I’ve been pondering the arguments about how to reduce the national debt, and I have a proposal. Dump the drug war.

The fiscal consequences of our current policies are staggering. While other estimates have been as high as 88 billion, an economics professor at Harvard reported in 2005 that replacing marijuana prohibition with a system of taxation and regulation similar to that used for alcohol would produce combined savings and tax revenues between $10 and $14 billion per year.  Even that’s not chump change. (Estimates from a variety of sources are that marijuana prohibition costs U.S. taxpayers nearly $42 billion dollars a year in criminal justice costs and lost tax revenues alone. This is just from marijuana prohibition—not efforts to control harder drugs.) As of August 19th of this year, state and federal governments together had spent $25, 969,752,344 on an effort that has–as the AP recently reported–has failed to meet any of its goals. The federal government alone spends approximately 500 dollars a second on drug prohibition.

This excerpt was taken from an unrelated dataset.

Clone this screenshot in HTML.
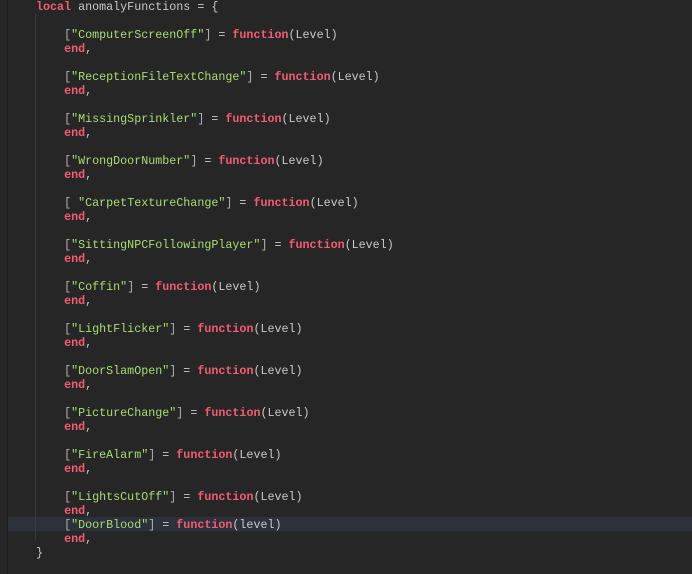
<!DOCTYPE html>
<html><head><style>
html,body{margin:0;padding:0;}
body{width:692px;height:574px;background:#262626;position:relative;overflow:hidden;font-family:"Liberation Mono",monospace;font-size:11.7px;color:#c9c9c9;}
.gut{position:absolute;left:7px;top:0;width:1px;height:574px;background:#1c1c1c;}
.guide{position:absolute;left:35px;top:14px;width:1px;height:526px;background:#3a3a3a;}
.hl{position:absolute;left:8px;top:517px;width:684px;height:14px;background:#2c313c;}
.code{position:absolute;left:36px;top:0px;white-space:pre;line-height:14px;}
.k{color:#f55c74;font-weight:bold;}
.s{color:#a9dc76;}
.p{color:#b0b0b0;}
</style></head><body>
<div class="gut"></div><div class="hl"></div><div class="guide"></div>
<div class="code"><span class="k">local</span> anomalyFunctions = {

    <span class="p">[</span><span class="s">"ComputerScreenOff"</span><span class="p">]</span> = <span class="k">function</span>(Level)
    <span class="k">end</span>,

    <span class="p">[</span><span class="s">"ReceptionFileTextChange"</span><span class="p">]</span> = <span class="k">function</span>(Level)
    <span class="k">end</span>,

    <span class="p">[</span><span class="s">"MissingSprinkler"</span><span class="p">]</span> = <span class="k">function</span>(Level)
    <span class="k">end</span>,

    <span class="p">[</span><span class="s">"WrongDoorNumber"</span><span class="p">]</span> = <span class="k">function</span>(Level)
    <span class="k">end</span>,

    <span class="p">[</span> <span class="s">"CarpetTextureChange"</span><span class="p">]</span> = <span class="k">function</span>(Level)
    <span class="k">end</span>,

    <span class="p">[</span><span class="s">"SittingNPCFollowingPlayer"</span><span class="p">]</span> = <span class="k">function</span>(Level)
    <span class="k">end</span>,

    <span class="p">[</span><span class="s">"Coffin"</span><span class="p">]</span> = <span class="k">function</span>(Level)
    <span class="k">end</span>,

    <span class="p">[</span><span class="s">"LightFlicker"</span><span class="p">]</span> = <span class="k">function</span>(Level)
    <span class="k">end</span>,

    <span class="p">[</span><span class="s">"DoorSlamOpen"</span><span class="p">]</span> = <span class="k">function</span>(Level)
    <span class="k">end</span>,

    <span class="p">[</span><span class="s">"PictureChange"</span><span class="p">]</span> = <span class="k">function</span>(Level)
    <span class="k">end</span>,

    <span class="p">[</span><span class="s">"FireAlarm"</span><span class="p">]</span> = <span class="k">function</span>(Level)
    <span class="k">end</span>,

    <span class="p">[</span><span class="s">"LightsCutOff"</span><span class="p">]</span> = <span class="k">function</span>(Level)
    <span class="k">end</span>,
    <span class="p">[</span><span class="s">"DoorBlood"</span><span class="p">]</span> = <span class="k">function</span>(level)
    <span class="k">end</span>,
}</div>
</body></html>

Then there are the opportunity costs. Indiana used to have a robust hemp industry. Hemp is an enormously versatile and useful product that cannot be smoked or used as a recreational drug, but our indiscriminate policies outlaw its growth. They also prohibit use of marijuana to alleviate the side effects of chemotherapy. And the drug war diverts desperately needed dollars from serious crime-control efforts and other government programs.Estimates are that the money spent annually on the drug war would pay for a million additional teachers.

Law Enforcement Against Prohibition is an organization formed by law enforcement professionals–current and former police officers, sheriffs, prosecutors and judges. These are people who have seen the drug war up close and ugly, and their message is simple: it has been a costly disaster. Just as with America’s prior experiment with alcohol prohibition, the result has been policies that have created a set of perverse incentives that have made drug dealing so profitable that they outweigh the prospects of being caught. Last year the FBI reported that there is a drug arrest every 19 seconds in the US, and 82% of those were for simple possession. That isn’t surprising, since government estimates are that 47% of Americans over the age of 12 admit to using illegal drugs–mostly marijuana, which is no more harmful than those legal drugs, tobacco and alcohol.

There is a copious academic literature documenting the failure of American drug prohibition–and wide consensus on the magnitude of its social and human costs. There is also wide recognition that politicians of both parties are loathe to act on the basis of evidence when that evidence contradicts their ideology or (heaven forbid) threatens their electability by causing them to be seen as insufficiently concerned about law and order. On the other hand,  the country’s current fiscal crisis may finally provide a rationale for doing what most students of the issue have long advocated: discard a policy that has never worked. Decriminalize, tax and regulate marijuana, and focus on treatment and prevention for those with genuine addictions. (Ironically, federal law does not distinguish between use and abuse: it simply declares that any use of a substance that has been declared illegal is a crime, no matter how sporadic or casual the use. This “zero tolerance policy” has cost us a fortune–on average, it costs $25,251 to incarcerate a federal prisoner for one year.) Surely, even the most rabidly anti-tax Republicans would not object to taxing another “sin.”

Over the past 30+ years, we have ignored the numerous books, scholarly studies and organizations advocating the repeal of drug prohibition. Perhaps the current focus on national financial issues can help us achieve both savings and sanity.